Testosterone is an important hormone produced by the body. It is mostly produced by the testicles. It is responsible for a variety of crucial functions in a man’s body, including building muscle, stimulating the production of sperm, sexual development, appearance, bone density, and more.
The production of this key hormone usually declines with age. The American Urological Association estimates that around 2 out of 10 men over age 60 have insufficient levels of testosterone, or Low T. When the age range increases to 70s and 80s, this number goes up to 3 out of 10.
Clinically, low T is categorized as less than 300 nanograms per deciliter 300 to 1000 ng/dL is considered the healthy, normal range. A serum testosterone test can be used to determine your exact level. After that, the doctor will give you a specific testosterone prescription to the kind of treatment that is right for your condition.
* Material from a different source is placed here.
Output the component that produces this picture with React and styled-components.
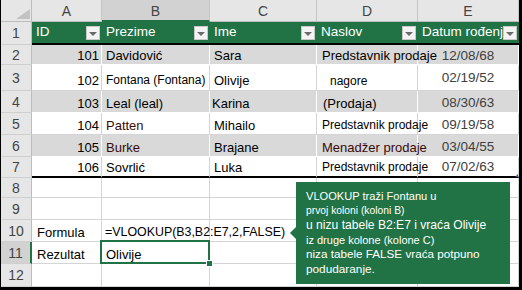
import React from 'react';
import styled, { createGlobalStyle } from 'styled-components';

const GREEN = '#217346';
const GRID = '#d4d4d4';
const BAND = '#d9d9d9';
const MAROON = '#3a0a0a';
const DATE = '#404040';

const GlobalStyle = createGlobalStyle`
  html, body {
    margin: 0;
    padding: 0;
    background: #fff;
  }
  body {
    font-family: "Liberation Sans", Arial, sans-serif;
  }
`;

const headers = ['ID', 'Prezime', 'Ime', 'Naslov', 'Datum rođenja'];

// one entry per data row: [id, prezime, ime, naslov, datum]
const tableRows = [
  {
    n: 2, h: 20, band: true,
    cells: [
      { t: '101', align: 'right' },
      { t: 'Davidović' },
      { t: 'Sara' },
      { t: 'Predstavnik prodaje', pad: 5 },
      { t: '12/08/68', align: 'center', color: DATE, size: 13.5 },
    ],
  },
  {
    n: 3, h: 26,
    cells: [
      { t: '102', align: 'right', bottom: 2 },
      { t: 'Fontana (Fontana)', size: 12, bottom: 2 },
      { t: 'Olivije', bottom: 2 },
      { t: 'nagore', size: 12, pad: 13, bottom: 1 },
      { t: '02/19/52', align: 'center', color: DATE, size: 13.5, bottom: 5 },
    ],
  },
  {
    n: 4, h: 22, band: true,
    cells: [
      { t: '103', align: 'right' },
      { t: 'Leal (leal)' },
      { t: 'Karina', pad: 2 },
      { t: '(Prodaja)', pad: 6 },
      { t: '08/30/63', align: 'center', color: DATE, size: 13.5, bottom: 2 },
    ],
  },
  {
    n: 5, h: 22,
    cells: [
      { t: '104', align: 'right' },
      { t: 'Patten', color: MAROON },
      { t: 'Mihailo' },
      { t: 'Predstavnik prodaje', size: 12, pad: 5 },
      { t: '09/19/58', align: 'center', color: DATE, size: 13.5, bottom: 2 },
    ],
  },
  {
    n: 6, h: 22, band: true,
    cells: [
      { t: '105', align: 'right' },
      { t: 'Burke', color: MAROON },
      { t: 'Brajane' },
      { t: 'Menadžer prodaje', pad: 5, color: MAROON },
      { t: '03/04/55', align: 'center', color: DATE, size: 13.5, bottom: 2 },
    ],
  },
  {
    n: 7, h: 21, thick: true,
    cells: [
      { t: '106', align: 'right' },
      { t: 'Sovrlić' },
      { t: 'Luka' },
      { t: 'Predstavnik prodaje', size: 12, pad: 5 },
      { t: '07/02/63', align: 'center', color: DATE, size: 13.5, bottom: 2, corner: true },
    ],
  },
];

const tailRows = [
  { n: 8, h: 20, cells: [] },
  { n: 9, h: 22, cells: [] },
  {
    n: 10, h: 22,
    cells: [
      { t: 'Formula', pad: 5 },
      { t: '=VLOOKUP(B3,B2:E7,2,FALSE)', size: 12.4, pad: 3 },
    ],
  },
  {
    n: 11, h: 22, selected: true,
    cells: [
      { t: 'Rezultat', pad: 5 },
      { t: 'Olivije', selected: true },
    ],
  },
  { n: 12, h: 23, cells: [] },
];

const calloutLines = [
  { t: 'VLOOKUP traži Fontanu u', size: 11.1 },
  { t: 'prvoj koloni (koloni B)', size: 10.3 },
  { t: 'u nizu tabele B2:E7 i vraća Olivije', size: 12.1 },
  { t: 'iz druge kolone (kolone C)', size: 11 },
  { t: 'niza tabele FALSE vraća potpuno', size: 11.7 },
  { t: 'podudaranje.', size: 11.8 },
];

function Filter() {
  return (
    <FilterButton>
      <Caret />
    </FilterButton>
  );
}

function DataCell({ cell, line, thick }) {
  const c = cell || {};
  return (
    <Cell
      $align={c.align}
      $size={c.size}
      $pad={c.pad}
      $bottom={c.bottom}
      $color={c.color}
      $line={line}
      $thick={thick}
      $selected={c.selected}
    >
      {c.t}
      {c.selected && <Handle />}
      {c.corner && <Corner />}
    </Cell>
  );
}

export default function App() {
  return (
    <>
      <GlobalStyle />
      <Sheet>
        <Row $h={22}>
          <CornerCell>
            <svg width="31" height="21" viewBox="0 0 31 21">
              <polygon points="15,19 29,19 29,9" fill="#c3c3c3" />
            </svg>
          </CornerCell>
          {['A', 'B', 'C', 'D', 'E'].map((l) => (
            <ColLetter key={l} $selected={l === 'B'}>
              {l}
            </ColLetter>
          ))}
        </Row>

        <Row $h={23} $bg={GREEN}>
          <RowNum>1</RowNum>
          {headers.map((h) => (
            <HeadCell key={h}>
              {h}
              <Filter />
            </HeadCell>
          ))}
        </Row>

        {tableRows.map((r) => (
          <Row key={r.n} $h={r.h} $bg={r.band ? BAND : '#fff'}>
            <RowNum>{r.n}</RowNum>
            {r.cells.map((c, i) => (
              <DataCell
                key={i}
                cell={c}
                line={r.band ? '#fff' : GRID}
                thick={r.thick}
              />
            ))}
          </Row>
        ))}

        {tailRows.map((r) => (
          <Row key={r.n} $h={r.h}>
            <RowNum $selected={r.selected}>{r.n}</RowNum>
            {[0, 1, 2, 3, 4].map((i) => (
              <DataCell key={i} cell={r.cells[i]} line={GRID} />
            ))}
          </Row>
        ))}

        <Callout>
          {calloutLines.map((l) => (
            <CalloutLine key={l.t} $size={l.size}>
              {l.t}
            </CalloutLine>
          ))}
        </Callout>
      </Sheet>
    </>
  );
}

const Sheet = styled.div`
  position: relative;
  width: 522px;
  height: 290px;
  box-sizing: border-box;
  border-left: 1px solid #000;
  border-right: 3px solid #000;
  border-bottom: 3px solid #000;
  overflow: hidden;
  background: #fff;
`;

const Row = styled.div`
  display: grid;
  grid-template-columns: 31px 70px 108px 107px 101px 101px;
  height: ${(p) => p.$h}px;
  background: ${(p) => p.$bg || '#fff'};
`;

const CornerCell = styled.div`
  background: #e6e6e6;
  border-right: 1px solid #bdbdbd;
  border-bottom: 1px solid #bdbdbd;
  box-sizing: border-box;
  svg {
    display: block;
  }
`;

const ColLetter = styled.div`
  display: flex;
  align-items: center;
  justify-content: center;
  box-sizing: border-box;
  background: ${(p) => (p.$selected ? '#d2d2d2' : '#e6e6e6')};
  border-right: 1px solid #c6c6c6;
  border-bottom: ${(p) => (p.$selected ? `2px solid ${GREEN}` : '1px solid #bdbdbd')};
  color: #444;
  font-family: "Liberation Sans", Arial, sans-serif;
  font-size: 14px;
  padding-top: 1px;
`;

const RowNum = styled.div`
  display: flex;
  align-items: center;
  justify-content: center;
  box-sizing: border-box;
  background: ${(p) => (p.$selected ? '#d2d2d2' : '#e6e6e6')};
  border-right: ${(p) => (p.$selected ? `2px solid ${GREEN}` : '1px solid #bdbdbd')};
  border-bottom: 1px solid #cfcfcf;
  color: #444;
  font-size: 14px;
`;

const HeadCell = styled.div`
  position: relative;
  display: flex;
  align-items: flex-end;
  box-sizing: border-box;
  padding: 0 0 3px 4px;
  border-bottom: 2px solid #000;
  color: #fff;
  font-size: 13.5px;
  line-height: 16px;
  white-space: nowrap;
`;

const FilterButton = styled.div`
  position: absolute;
  right: 2px;
  bottom: 3px;
  width: 14px;
  height: 14px;
  box-sizing: border-box;
  background: #f3f3f3;
  border: 1px solid #c9c9c9;
  display: flex;
  align-items: center;
  justify-content: center;
`;

const Caret = styled.span`
  width: 0;
  height: 0;
  border-left: 4px solid transparent;
  border-right: 4px solid transparent;
  border-top: 4px solid #6a6a6a;
  margin-top: 1px;
`;

const Cell = styled.div`
  position: relative;
  display: flex;
  align-items: flex-end;
  justify-content: ${(p) =>
    p.$align === 'right' ? 'flex-end' : p.$align === 'center' ? 'center' : 'flex-start'};
  box-sizing: border-box;
  padding: 0 ${(p) => (p.$align === 'right' ? 2 : 0)}px ${(p) => p.$bottom ?? 1}px
    ${(p) => (p.$align ? 0 : p.$pad ?? 4)}px;
  border-right: 1px solid ${(p) => p.$line};
  border-bottom: ${(p) => (p.$thick ? '2px solid #000' : `1px solid ${p.$line}`)};
  color: ${(p) => p.$color || '#000'};
  font-size: ${(p) => p.$size || 13}px;
  line-height: 15px;
  white-space: nowrap;

  ${(p) =>
    p.$selected &&
    `
    &::after {
      content: '';
      position: absolute;
      left: -2px;
      top: -2px;
      right: -1px;
      bottom: -1px;
      border: 2px solid ${GREEN};
      pointer-events: none;
    }
  `}
`;

const Handle = styled.span`
  position: absolute;
  right: -4px;
  bottom: -4px;
  width: 5px;
  height: 5px;
  background: ${GREEN};
  border: 1px solid #fff;
  z-index: 2;
`;

const Corner = styled.span`
  position: absolute;
  right: 0;
  bottom: -1px;
  width: 0;
  height: 0;
  border-left: 3px solid transparent;
  border-bottom: 3px solid #2f5597;
`;

const Callout = styled.div`
  position: absolute;
  left: 295px;
  top: 182px;
  width: 214px;
  height: 102px;
  box-sizing: border-box;
  padding: 7px 0 0 10px;
  background: ${GREEN};
  color: #fff;

  &::before {
    content: '';
    position: absolute;
    left: -6px;
    top: 45px;
    border-top: 6px solid transparent;
    border-bottom: 6px solid transparent;
    border-right: 6px solid ${GREEN};
  }
`;

const CalloutLine = styled.div`
  font-size: ${(p) => p.$size}px;
  line-height: 14.6px;
  white-space: nowrap;
`;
Inadequate low testosterone levels can cause an array of unwanted symptoms. Read on to learn the symptoms that may signal an issue in your hormone levels.
Changes in Mood
Testosterone plays a role in various physical processes in the body, including mental capacity and mood. Research indicates that low T levels put guys at increased risk of irritability, difficulty concentrating, and depression.
Decreased Sex Drive
Testosterone plays a significant role in determining libido, or sex drive, in men. It is natural for men to expire a decreased sex drive as they get older. However, males suffering from too little of this hormone will notice a more drastic decrease in their sexual desire.
Along with stimulating sexual desire, T also plays a role in getting and maintaining erections. While it takes more than this hormone to cause an erection, it does stimulate brain cells to make nitric oxide. This molecule triggers chemical reactions that are required to achieve an erection. If levels are inadequate, a man may struggle with achieving erections.
However, inadequate T isn’t necessarily the only cause of sexual difficulties. Other health problems may be to blame. These may include:
- Alcohol Use
- High Blood Pressure
- High Cholesterol
- Thyroid Problems
Decreased Semen Volume
This key hormone helps produce semen, the fluid that improves sperm mobility. Males with low T may notice decreased semen volume during ejaculation.
Along with the other body functions it is responsible for, testosterone also affects hair production. While balding is considered a natural part of getting older, males lacking enough T may notice an increased loss of facial or body hair.
Without enough T, excessive fatigue and decreased energy levels are often reported. If you feel exhausted all the time even if you get enough sleep, it may be worth talking with your doctor about your hormones.
Decreased Muscle Mass
This critically important hormone also helps build muscle. Therefore, Low T levels in men may cause decreased muscle mass. While studies have shown lack of this hormone has an effect on muscle mass, it may not necessarily affect muscle function or strength.
Raised Body Fat Levels
An increase in body fat is another sign to watch for if you think you might be suffering from insufficient T levels. Body fat may even accumulate in the breast tissue and enlarge it, causing a condition known as gynecomastia. This is believed to be a result of an imbalance between estrogen and testosterone.
Decreased Bone Density
Decreased bone mass, known as osteoporosis, is something adults usually associate with women. However, insufficient T levels can also cause a loss of bone density. Testosterone assists in bone production and strength. This means low T levels may cause lower bone volume. Without adequate bone volume, the risk of bone fractures increases.
Unlike females, who know to expect a sudden drop in hormones around menopause, men T levels drop more gradually over time. The greater the age, the more likely a men will experience below-normal T levels.
If you are experiencing symptoms, your physician can conduct blood tests to determine your levels and decide if you need treatment. Treatment typically involves Testosterone Replacement Therapy (TRT).